Recorded information:
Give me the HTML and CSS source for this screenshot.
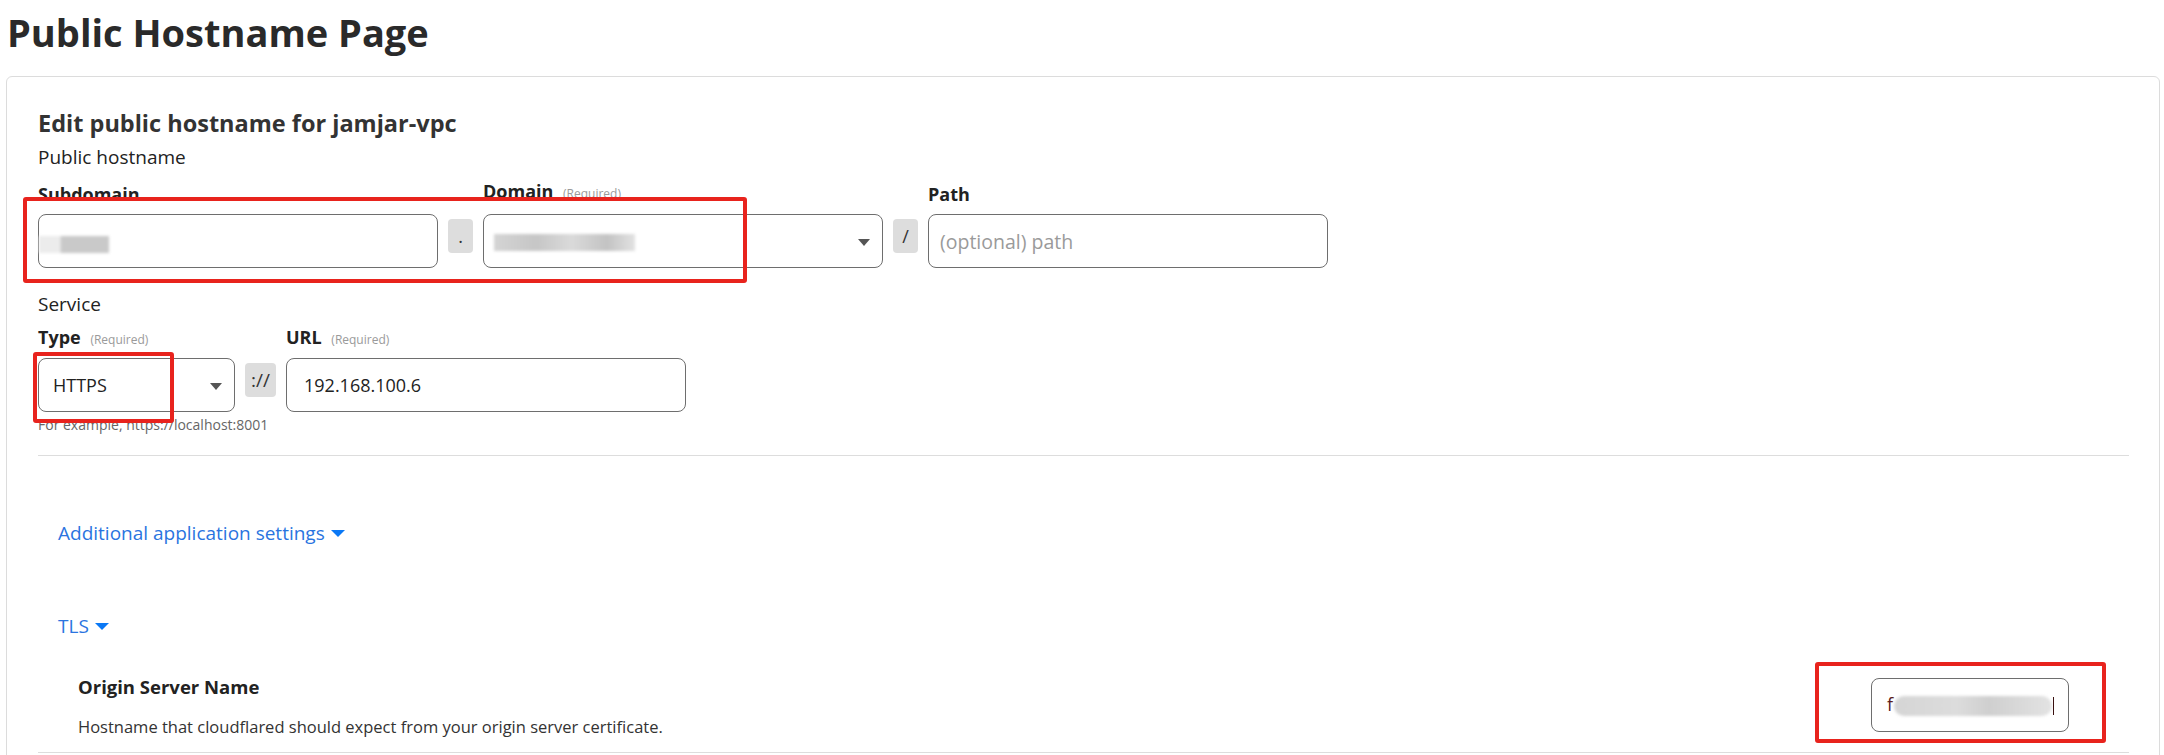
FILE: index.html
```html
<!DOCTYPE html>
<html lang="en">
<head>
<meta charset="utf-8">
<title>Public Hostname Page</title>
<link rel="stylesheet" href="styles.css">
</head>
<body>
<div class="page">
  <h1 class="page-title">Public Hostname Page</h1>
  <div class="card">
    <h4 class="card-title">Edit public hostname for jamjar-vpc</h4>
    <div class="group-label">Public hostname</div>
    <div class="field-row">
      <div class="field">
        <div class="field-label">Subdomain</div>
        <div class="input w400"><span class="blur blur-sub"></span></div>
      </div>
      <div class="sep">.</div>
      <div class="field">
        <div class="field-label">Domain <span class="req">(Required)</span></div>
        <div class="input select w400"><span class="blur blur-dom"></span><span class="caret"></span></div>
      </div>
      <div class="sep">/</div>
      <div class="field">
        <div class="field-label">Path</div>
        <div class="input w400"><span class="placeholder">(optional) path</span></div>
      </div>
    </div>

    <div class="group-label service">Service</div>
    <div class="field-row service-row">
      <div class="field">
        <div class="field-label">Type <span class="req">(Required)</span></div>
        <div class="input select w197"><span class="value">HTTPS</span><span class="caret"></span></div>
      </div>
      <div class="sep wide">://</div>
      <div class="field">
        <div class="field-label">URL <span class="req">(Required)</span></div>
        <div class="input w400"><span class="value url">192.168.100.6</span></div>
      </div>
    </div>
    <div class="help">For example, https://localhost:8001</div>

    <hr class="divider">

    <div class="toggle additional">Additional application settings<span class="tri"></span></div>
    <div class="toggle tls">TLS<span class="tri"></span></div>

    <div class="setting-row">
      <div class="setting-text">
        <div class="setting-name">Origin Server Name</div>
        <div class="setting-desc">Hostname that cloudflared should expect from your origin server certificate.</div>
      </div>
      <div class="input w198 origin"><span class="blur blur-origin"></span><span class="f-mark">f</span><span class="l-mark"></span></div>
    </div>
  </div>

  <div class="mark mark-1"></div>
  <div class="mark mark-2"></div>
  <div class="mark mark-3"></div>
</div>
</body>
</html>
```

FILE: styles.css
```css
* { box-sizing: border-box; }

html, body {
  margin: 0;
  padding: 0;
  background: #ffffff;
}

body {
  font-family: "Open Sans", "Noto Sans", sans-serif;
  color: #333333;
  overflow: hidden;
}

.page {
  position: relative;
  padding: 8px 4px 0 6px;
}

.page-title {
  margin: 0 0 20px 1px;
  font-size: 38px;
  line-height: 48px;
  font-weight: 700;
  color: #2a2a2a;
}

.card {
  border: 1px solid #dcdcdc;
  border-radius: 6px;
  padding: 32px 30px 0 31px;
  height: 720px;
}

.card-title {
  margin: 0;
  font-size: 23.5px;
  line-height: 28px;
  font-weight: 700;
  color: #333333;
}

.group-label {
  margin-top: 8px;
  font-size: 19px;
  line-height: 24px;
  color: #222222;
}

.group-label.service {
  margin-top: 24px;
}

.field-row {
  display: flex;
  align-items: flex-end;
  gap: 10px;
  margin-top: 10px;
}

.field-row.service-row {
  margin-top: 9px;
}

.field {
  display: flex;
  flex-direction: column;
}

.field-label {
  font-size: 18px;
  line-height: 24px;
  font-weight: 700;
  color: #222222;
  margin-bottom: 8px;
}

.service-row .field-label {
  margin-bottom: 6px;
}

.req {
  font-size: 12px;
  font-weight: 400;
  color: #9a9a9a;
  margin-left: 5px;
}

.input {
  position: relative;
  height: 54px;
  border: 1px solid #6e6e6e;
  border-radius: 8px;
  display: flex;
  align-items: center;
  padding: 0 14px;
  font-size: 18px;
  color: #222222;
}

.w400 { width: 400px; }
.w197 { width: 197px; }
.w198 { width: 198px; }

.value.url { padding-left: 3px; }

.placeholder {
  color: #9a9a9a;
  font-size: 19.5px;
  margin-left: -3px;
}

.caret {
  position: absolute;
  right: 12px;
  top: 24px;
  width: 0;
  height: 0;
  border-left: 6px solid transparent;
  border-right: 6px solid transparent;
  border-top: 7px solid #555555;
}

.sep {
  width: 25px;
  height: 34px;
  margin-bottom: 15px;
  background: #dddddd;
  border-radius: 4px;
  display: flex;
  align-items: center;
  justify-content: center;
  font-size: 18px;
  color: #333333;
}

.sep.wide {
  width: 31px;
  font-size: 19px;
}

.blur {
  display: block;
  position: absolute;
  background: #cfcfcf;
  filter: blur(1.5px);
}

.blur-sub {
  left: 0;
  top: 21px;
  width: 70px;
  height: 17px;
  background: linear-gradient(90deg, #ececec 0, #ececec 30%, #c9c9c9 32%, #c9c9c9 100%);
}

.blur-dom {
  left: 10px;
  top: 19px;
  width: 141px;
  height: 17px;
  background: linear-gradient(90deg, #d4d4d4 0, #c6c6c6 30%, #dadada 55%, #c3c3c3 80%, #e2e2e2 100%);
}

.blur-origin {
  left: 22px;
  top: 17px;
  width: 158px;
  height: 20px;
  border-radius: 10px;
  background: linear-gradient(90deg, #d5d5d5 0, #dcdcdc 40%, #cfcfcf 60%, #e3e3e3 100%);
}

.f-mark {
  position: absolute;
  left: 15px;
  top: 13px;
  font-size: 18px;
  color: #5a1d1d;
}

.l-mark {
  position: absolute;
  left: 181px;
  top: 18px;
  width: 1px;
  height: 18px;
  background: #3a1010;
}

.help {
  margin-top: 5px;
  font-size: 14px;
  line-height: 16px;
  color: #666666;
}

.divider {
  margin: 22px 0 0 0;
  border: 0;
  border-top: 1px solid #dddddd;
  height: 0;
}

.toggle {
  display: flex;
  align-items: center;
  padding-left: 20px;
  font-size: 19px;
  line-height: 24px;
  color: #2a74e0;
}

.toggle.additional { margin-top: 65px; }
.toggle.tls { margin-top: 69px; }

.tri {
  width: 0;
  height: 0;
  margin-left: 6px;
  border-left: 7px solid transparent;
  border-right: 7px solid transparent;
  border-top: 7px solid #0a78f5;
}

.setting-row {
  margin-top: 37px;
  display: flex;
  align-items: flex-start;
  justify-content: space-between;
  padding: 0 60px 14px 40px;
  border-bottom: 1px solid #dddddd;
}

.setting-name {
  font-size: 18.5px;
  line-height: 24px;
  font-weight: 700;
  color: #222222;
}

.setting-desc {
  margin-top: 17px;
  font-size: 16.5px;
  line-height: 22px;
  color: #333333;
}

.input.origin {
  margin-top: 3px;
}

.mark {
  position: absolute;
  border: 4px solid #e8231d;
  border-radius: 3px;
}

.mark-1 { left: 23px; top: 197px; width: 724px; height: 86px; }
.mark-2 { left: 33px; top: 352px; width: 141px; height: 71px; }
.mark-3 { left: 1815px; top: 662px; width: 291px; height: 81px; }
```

Exercise details: All of the data needs repeating exactly, but the pictures do not.

Correct answer:
Give me the HTML and CSS source for this screenshot.
FILE: index.html
```html
<!DOCTYPE html>
<html lang="en">
<head>
<meta charset="utf-8">
<title>Public Hostname Page</title>
<link rel="stylesheet" href="styles.css">
</head>
<body>
<div class="page">
  <h1 class="page-title">Public Hostname Page</h1>
  <div class="card">
    <h4 class="card-title">Edit public hostname for jamjar-vpc</h4>
    <div class="group-label">Public hostname</div>
    <div class="field-row">
      <div class="field">
        <div class="field-label">Subdomain</div>
        <div class="input w400"><span class="blur blur-sub"></span></div>
      </div>
      <div class="sep">.</div>
      <div class="field">
        <div class="field-label">Domain <span class="req">(Required)</span></div>
        <div class="input select w400"><span class="blur blur-dom"></span><span class="caret"></span></div>
      </div>
      <div class="sep">/</div>
      <div class="field">
        <div class="field-label">Path</div>
        <div class="input w400"><span class="placeholder">(optional) path</span></div>
      </div>
    </div>

    <div class="group-label service">Service</div>
    <div class="field-row service-row">
      <div class="field">
        <div class="field-label">Type <span class="req">(Required)</span></div>
        <div class="input select w197"><span class="value">HTTPS</span><span class="caret"></span></div>
      </div>
      <div class="sep wide">://</div>
      <div class="field">
        <div class="field-label">URL <span class="req">(Required)</span></div>
        <div class="input w400"><span class="value url">192.168.100.6</span></div>
      </div>
    </div>
    <div class="help">For example, https://localhost:8001</div>

    <hr class="divider">

    <div class="toggle additional">Additional application settings<span class="tri"></span></div>
    <div class="toggle tls">TLS<span class="tri"></span></div>

    <div class="setting-row">
      <div class="setting-text">
        <div class="setting-name">Origin Server Name</div>
        <div class="setting-desc">Hostname that cloudflared should expect from your origin server certificate.</div>
      </div>
      <div class="input w198 origin"><span class="blur blur-origin"></span><span class="f-mark">f</span><span class="l-mark"></span></div>
    </div>
  </div>

  <div class="mark mark-1"></div>
  <div class="mark mark-2"></div>
  <div class="mark mark-3"></div>
</div>
</body>
</html>
```

FILE: styles.css
```css
* { box-sizing: border-box; }

html, body {
  margin: 0;
  padding: 0;
  background: #ffffff;
}

body {
  font-family: "Open Sans", "Noto Sans", sans-serif;
  color: #333333;
  overflow: hidden;
}

.page {
  position: relative;
  padding: 8px 4px 0 6px;
}

.page-title {
  margin: 0 0 20px 1px;
  font-size: 38px;
  line-height: 48px;
  font-weight: 700;
  color: #2a2a2a;
}

.card {
  border: 1px solid #dcdcdc;
  border-radius: 6px;
  padding: 32px 30px 0 31px;
  height: 720px;
}

.card-title {
  margin: 0;
  font-size: 23.5px;
  line-height: 28px;
  font-weight: 700;
  color: #333333;
}

.group-label {
  margin-top: 8px;
  font-size: 19px;
  line-height: 24px;
  color: #222222;
}

.group-label.service {
  margin-top: 24px;
}

.field-row {
  display: flex;
  align-items: flex-end;
  gap: 10px;
  margin-top: 10px;
}

.field-row.service-row {
  margin-top: 9px;
}

.field {
  display: flex;
  flex-direction: column;
}

.field-label {
  font-size: 18px;
  line-height: 24px;
  font-weight: 700;
  color: #222222;
  margin-bottom: 8px;
}

.service-row .field-label {
  margin-bottom: 6px;
}

.req {
  font-size: 12px;
  font-weight: 400;
  color: #9a9a9a;
  margin-left: 5px;
}

.input {
  position: relative;
  height: 54px;
  border: 1px solid #6e6e6e;
  border-radius: 8px;
  display: flex;
  align-items: center;
  padding: 0 14px;
  font-size: 18px;
  color: #222222;
}

.w400 { width: 400px; }
.w197 { width: 197px; }
.w198 { width: 198px; }

.value.url { padding-left: 3px; }

.placeholder {
  color: #9a9a9a;
  font-size: 19.5px;
  margin-left: -3px;
}

.caret {
  position: absolute;
  right: 12px;
  top: 24px;
  width: 0;
  height: 0;
  border-left: 6px solid transparent;
  border-right: 6px solid transparent;
  border-top: 7px solid #555555;
}

.sep {
  width: 25px;
  height: 34px;
  margin-bottom: 15px;
  background: #dddddd;
  border-radius: 4px;
  display: flex;
  align-items: center;
  justify-content: center;
  font-size: 18px;
  color: #333333;
}

.sep.wide {
  width: 31px;
  font-size: 19px;
}

.blur {
  display: block;
  position: absolute;
  background: #cfcfcf;
  filter: blur(1.5px);
}

.blur-sub {
  left: 0;
  top: 21px;
  width: 70px;
  height: 17px;
  background: linear-gradient(90deg, #ececec 0, #ececec 30%, #c9c9c9 32%, #c9c9c9 100%);
}

.blur-dom {
  left: 10px;
  top: 19px;
  width: 141px;
  height: 17px;
  background: linear-gradient(90deg, #d4d4d4 0, #c6c6c6 30%, #dadada 55%, #c3c3c3 80%, #e2e2e2 100%);
}

.blur-origin {
  left: 22px;
  top: 17px;
  width: 158px;
  height: 20px;
  border-radius: 10px;
  background: linear-gradient(90deg, #d5d5d5 0, #dcdcdc 40%, #cfcfcf 60%, #e3e3e3 100%);
}

.f-mark {
  position: absolute;
  left: 15px;
  top: 13px;
  font-size: 18px;
  color: #5a1d1d;
}

.l-mark {
  position: absolute;
  left: 181px;
  top: 18px;
  width: 1px;
  height: 18px;
  background: #3a1010;
}

.help {
  margin-top: 5px;
  font-size: 14px;
  line-height: 16px;
  color: #666666;
}

.divider {
  margin: 22px 0 0 0;
  border: 0;
  border-top: 1px solid #dddddd;
  height: 0;
}

.toggle {
  display: flex;
  align-items: center;
  padding-left: 20px;
  font-size: 19px;
  line-height: 24px;
  color: #2a74e0;
}

.toggle.additional { margin-top: 65px; }
.toggle.tls { margin-top: 69px; }

.tri {
  width: 0;
  height: 0;
  margin-left: 6px;
  border-left: 7px solid transparent;
  border-right: 7px solid transparent;
  border-top: 7px solid #0a78f5;
}

.setting-row {
  margin-top: 37px;
  display: flex;
  align-items: flex-start;
  justify-content: space-between;
  padding: 0 60px 14px 40px;
  border-bottom: 1px solid #dddddd;
}

.setting-name {
  font-size: 18.5px;
  line-height: 24px;
  font-weight: 700;
  color: #222222;
}

.setting-desc {
  margin-top: 17px;
  font-size: 16.5px;
  line-height: 22px;
  color: #333333;
}

.input.origin {
  margin-top: 3px;
}

.mark {
  position: absolute;
  border: 4px solid #e8231d;
  border-radius: 3px;
}

.mark-1 { left: 23px; top: 197px; width: 724px; height: 86px; }
.mark-2 { left: 33px; top: 352px; width: 141px; height: 71px; }
.mark-3 { left: 1815px; top: 662px; width: 291px; height: 81px; }
```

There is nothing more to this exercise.